Lt. Commander Tim Denby readily admits that life had been pretty easy as a member of the crew of a U.S. Coast Guard rescue helicopter -- before the fall of 2000.
Denby had been posted in Hawaii, and he said that search-and-rescue operations (SARs) had been "few and far between."
Then, he was transferred to the Coast Guard air station in Charleston, South Carolina.
And on Sept. 19, 2000, his life changed forever.
That night, around 10:30, the crew of his HH-65-A Dolphin helicopter was called to search for two fishermen who at that point had been missing for close to 36 hours, unaccounted for after a day's fishing off North Carolina's Cape Fear and its treacherous Frying Pan Shoals south of Wilmington -- made even more treacherous by the fact that remnants of Tropical Storm Dennis were pushing through the area.
After a 110-mile flight from his home base, Denby, who was a lieutenant at the time and was flying co-pilot on a four-man crew, was involved in an air-and-sea rescue that earned the entire crew commendation medals for heroism.
Eleven days later, another Coast Guard helicopter crew was called on to rescue the survivors of another offshore boating accident, this time hauling to safety three fishermen whose boat had been hit and sunk at night by a passing freighter. The members of that crew, led by Lt. Lance Belben, the pilot, and rescue swimmer Petty Officer Jason Mathers, received one of the Coast Guard's highest award, the Air Medal. The second rescue took place scant miles from the site of the first one.
"I'd been in Hawaii before I moved, and SAR flights out of Hawaii were few and far between," Denby said. "But there are a lot of them out of Savannah and Charleston. There is a lot more fishing -- a lot more commercial guys going out in bad weather.
"Since then, I've been on multiple SAR flights, but that was the first one of my career when I could really say that we had saved someone's life. It was pretty exciting. It was a pretty good SAR."

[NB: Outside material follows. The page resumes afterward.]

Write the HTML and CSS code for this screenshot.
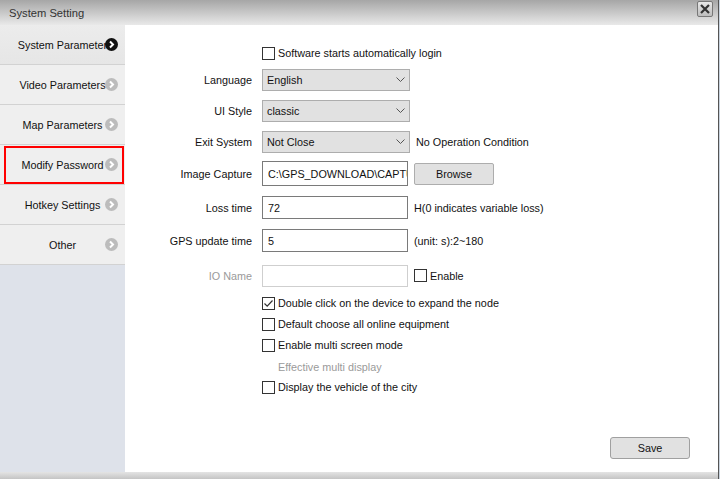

Michael Peeler of Randleman, North Carolina, felt pretty excited when he and his fishing buddy, Carl Kennedy of Asheboro, North Carolina, saw a blue light coming over the horizon toward the spot where they were clinging to the hull of Peeler's 19-foot fishing boat. In fact, they had been clinging to it for 36 hours, ever since it inexplicably began to fill with water while they were headed out toward Frying Pan Tower the previous morning to fish for king mackerel.
"It was about midnight, and it wasn't really cold, but we were sun-burned, and we had pulled our shirts up over our heads to keep the warmth in our bodies," said Peeler, who had bought his boat brand-new only a few weeks before. "We looked out and saw a blue light, and I thought it might be a tower or something, but we knew there was no tower around, and then we could see it moving.
"We had three flares on the boat, and we were down to our last flare, and we shot it. I didn't think they saw us, because it looked like they were going the other way, but they turned and started toward us. It was really great. When they sent that guy down out of the helicopter, he looked like Spiderman swinging along. We were thrilled to see 'em."
Denby, who is district avionics research manager for the Coast Guard in Miami, was just as thrilled when his crew noticed the bright, red flare coursing through the night sky.
"We were looking near Frying Pan Shoals, and seas were more than 10 feet, really bad. We had flown through some pretty heavy thunderstorms on the way up there, and we were in our search pattern and had just started the third leg when we saw a red flare that was shot from pretty much directly under the helicopter," he said. "We were using night-vision goggles (NVGs) and an infrared search light on the copter that works only with NVGs. We've got a pilot (Lt. Commander Greg Omernik), a flight mechanic (Chief Petty Officer Brian Sullivan), a rescue swimmer (Petty Officer George Marinkov) who's at the right door, the sliding door, tethered in a gunner's belt, and I'm in the right-front seat.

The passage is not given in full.